Families of detained Myanmar protesters had their hopes dashed Sunday after political prisoners were not included in some 1,600 people released by the junta to mark the Buddhist new year.
The Southeast Asian country has been in turmoil since Aung San Suu Kyi's civilian government was ousted last year in a military coup, which sparked huge protests and a deadly crackdown.
State television announced that 1,619 prisoners, including 42 foreigners, had been "pardoned" and will be released to mark the new year -- an annual tradition that last year saw 23,000 prisoners freed.
A prisoner released from Yangon's Insein prison told AFP that "political cases and protesters were not among those released", with authorities only freeing criminals.
Crowds in front of the prison slowly left on Sunday afternoon. More than 100 people had gathered hoping to be reunited with loved ones, AFP correspondents said.
Among them was a woman waiting for her 19-year-old nephew, sentenced to three years imprisonment for incitement against the military.
"He was young, and he may have some feeling to fight," she said, declining to give her name.
"I wish all young children will be released including my nephew.
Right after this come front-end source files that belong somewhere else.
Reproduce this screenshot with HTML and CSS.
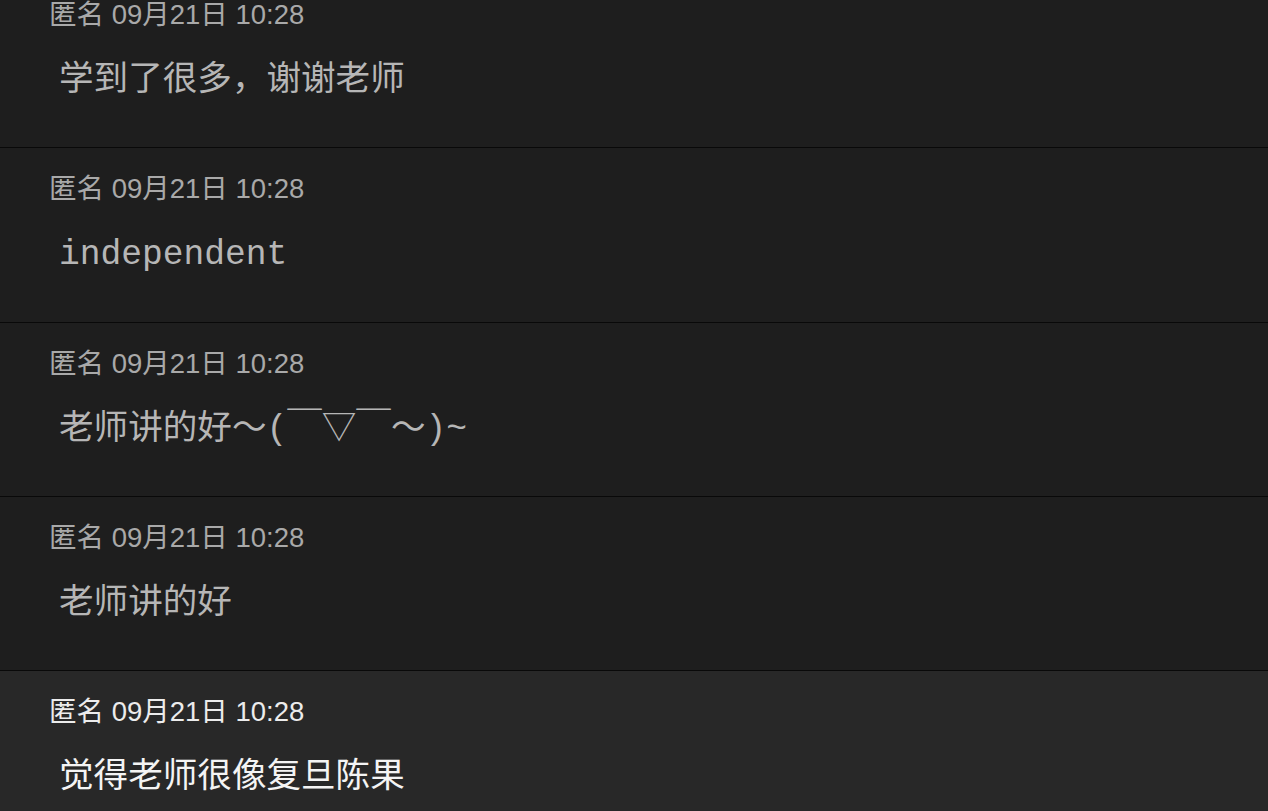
FILE: index.html
```html
<!DOCTYPE html>
<html lang="zh-CN">
<head>
    <meta charset="UTF-8">
    <meta name="viewport" content="width=device-width, initial-scale=1.0">
    <title>评论</title>
    <link rel="stylesheet" href="styles.css">
</head>
<body>
    <div class="comment-list">
        <div class="comment">
            <div class="meta">匿名 09月21日 10:28</div>
            <div class="content">学到了很多，谢谢老师</div>
        </div>
        <div class="comment">
            <div class="meta">匿名 09月21日 10:28</div>
            <div class="content">independent</div>
        </div>
        <div class="comment">
            <div class="meta">匿名 09月21日 10:28</div>
            <div class="content">老师讲的好～(￣▽￣～)~</div>
        </div>
        <div class="comment">
            <div class="meta">匿名 09月21日 10:28</div>
            <div class="content">老师讲的好</div>
        </div>
        <div class="comment active">
            <div class="meta">匿名 09月21日 10:28</div>
            <div class="content">觉得老师很像复旦陈果</div>
        </div>
    </div>
</body>
</html>
```

FILE: styles.css
```css
html, body {
    margin: 0;
    padding: 0;
    background: #1e1e1e;
    overflow: hidden;
}
.comment-list {
    margin-top: -26px;
}
.comment {
    box-sizing: border-box;
    height: 174.3px;
    padding: 26px 50px 0 49px;
    background: #1e1e1e;
    border-bottom: 1.5px solid #090909;
}
.comment.active {
    background: #282828;
    height: 200px;
}
.meta {
    font-family: "Liberation Sans", "Noto Sans CJK SC", sans-serif;
    font-size: 27.5px;
    line-height: 30px;
    color: #a9a9a9;
}
.content {
    margin: 31px 0 0 10px;
    font-family: "Liberation Mono", "Noto Sans CJK SC", monospace;
    font-size: 34.6px;
    line-height: 40px;
    color: #b6b6b6;
}
.active .meta {
    color: #ececec;
}
.active .content {
    color: #f4f4f4;
}
```
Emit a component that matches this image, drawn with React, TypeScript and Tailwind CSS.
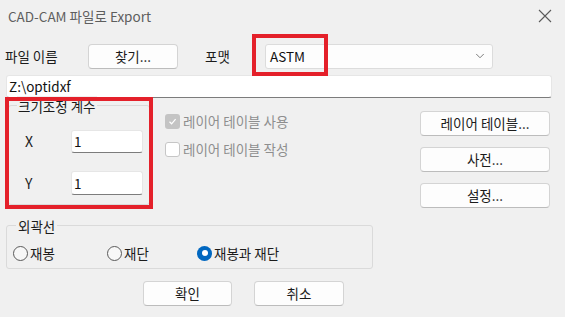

They all were innocent."
Aye Myint, whose 19-year-old daughter was serving three years on a political charge, had hoped she would be released.
"Now, she has been more than one year in prison," Aye Myint said.
At around midday, a prison officer confirmed that "about 160 prisoners including six women prisoners" had been released from Insein, without giving more details.
There was no mention of the Australian economist Sean Turnell, a former Suu Kyi advisor who was arrested shortly after the coup.
He is currently on trial for allegedly breaching the official secrets act, which carries a maximum 14-year jail sentence.
The exact details of his alleged offence have not been made public, though state television has said he had access to "secret state financial information" and had tried to flee Myanmar.
The country typically grants an annual amnesty to thousands of prisoners to mark the Buddhist New Year, usually a joyous holiday celebrated in many parts with water fights.
But this year, with the bloody military crackdown on dissent, the streets in many major cities have been silent as people protest junta rule.